OSINT automation plays a crucial role in detecting such exposures by:

Monitoring Shodan, Censys, and ZoomEye for new Ollama instances via keyword searches (e.g., product:"Ollama" port:"11434").
Automatically retrieving and parsing model metadata (e.g., model names, version, GPU specs) to assess risk exposure.
Alerting security teams when new instances appear in previously unmonitored cloud regions or ASNs.

This case underscores the need for continuous, automated discovery—human review cannot scale to the pace of cloud deployment.

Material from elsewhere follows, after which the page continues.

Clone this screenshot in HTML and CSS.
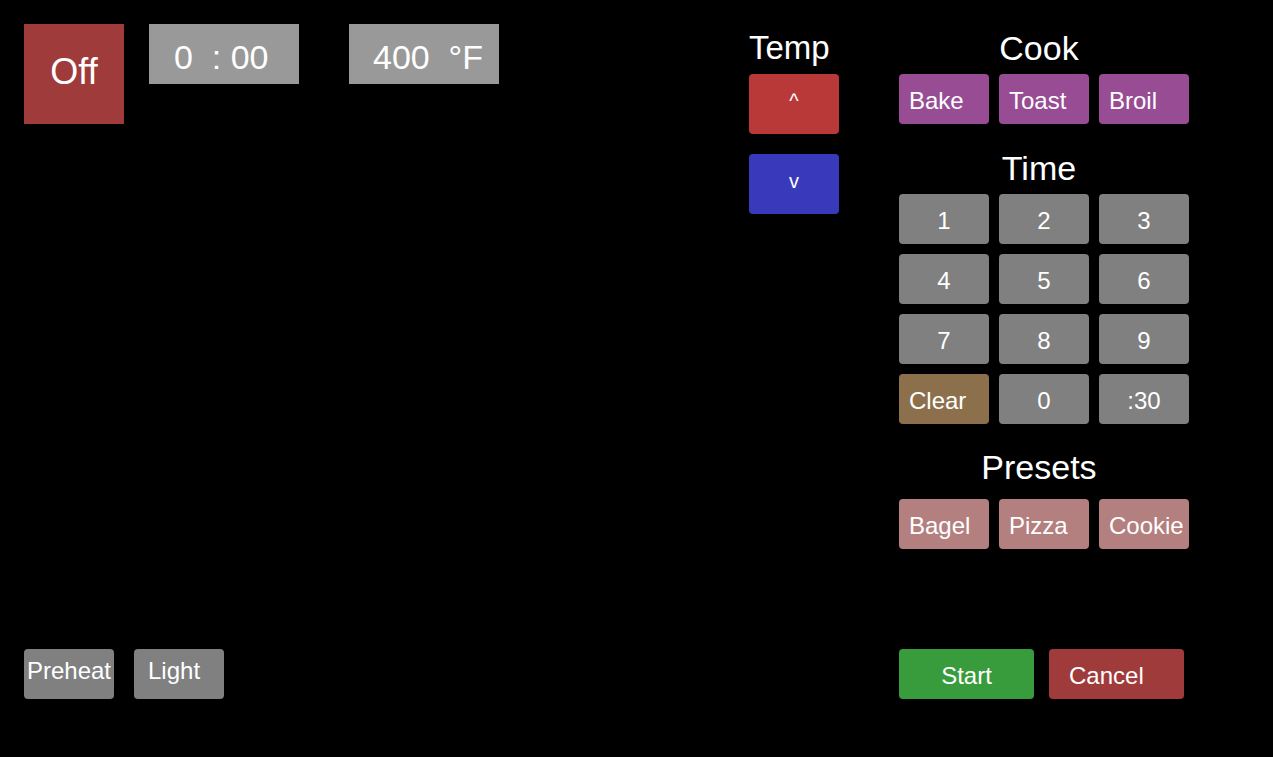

AI-Search Engines and the OSINT Paradox

Qwant’s AI-enhanced search engine exemplifies the dual-use nature of AI in OSINT. While it improves user experience with contextual summaries, it also introduces:

Data Leakage: Queries containing sensitive terms (e.g., internal project names) may be logged or summarized, inadvertently exposing intellectual property.
Misinformation Amplification: AI-generated summaries can distort facts, misleading analysts who rely on OSINT for situational awareness.
Query Harvesting: Threat actors may probe AI engines to infer organizational interests, personnel, or infrastructure details.

Automated OSINT systems must therefore include semantic filtering—using models like all-MiniLM-L6-v2 to flag anomalous or sensitive queries before they propagate into intelligence reports.

Risk Management in OSINT Automation

Automation introduces unique risks:

API Abuse: Unrestricted automated queries can trigger rate limits or IP bans, degrading service availability.
False Positives: Over-reliance on keyword matching may generate noise, obscuring critical signals.
Operational Exposure: Poorly secured automation scripts may expose API keys, AWS credentials, or database connections—turning tools into attack vectors.

Mitigations include:

Using rotating proxies and user-agent spoofing to mimic organic traffic.
Implementing allowlisting for trusted sources and rate-limiting per domain/IP.
Storing secrets in vaults (e.g., HashiCorp Vault) and rotating credentials automatically.
Applying differential privacy or anonymization to collected data before analysis.

Operational Recommendations

To deploy OSINT automation effectively at scale:

Adopt a Modular Design: Separate collection, processing, and delivery layers to allow independent scaling and security hardening.
Leverage Open Models for Efficiency: Use lightweight sentence transformers (all-MiniLM-L6-v2) for semantic clustering to reduce cloud compute costs and latency.
Integrate with Asset Management: Automatically correlate OSINT findings with CMDB records to prioritize remediation based on business criticality.
Conduct Regular Red Teaming: Simulate adversarial queries and automation probes to validate detection and response capabilities.
Comply with Privacy Regulations: Ensure data minimization and anonymization, especially when processing EU (GDPR) or U.S. (CCPA) public data.

Future Trends: The Convergence of OSINT and AI

The next frontier is autonomous OSINT—systems that not only collect and analyze but also act on intelligence. For example, automated OSINT agents could:

Open Jira tickets for exposed assets.
Generate incident reports in natural language.
Trigger cloud-native remediation (e.g., closing firewall rules via AWS Lambda).

This evolution demands stronger governance, audit trails, and explainability—especially as AI-generated "intelligence" becomes harder to distinguish from human analysis.

Conclusion

OSINT automation is no longer optional—it is a core capability for modern threat intelligence. The exposure of 175,000 Ollama servers and the rise of AI-enhanced search engines demonstrate that the attack surface is not just growing; it is accelerating. Organizations that deploy robust, secure, and scalable OSINT automation will gain decisive advantage in detecting, understanding, and responding to threats in near real time. However, automation must be implemented with discipline, transparency, and a commitment to ethical intelligence gathering.

Recommendations Summary

Deploy OSINT automation with modular, secure architecture.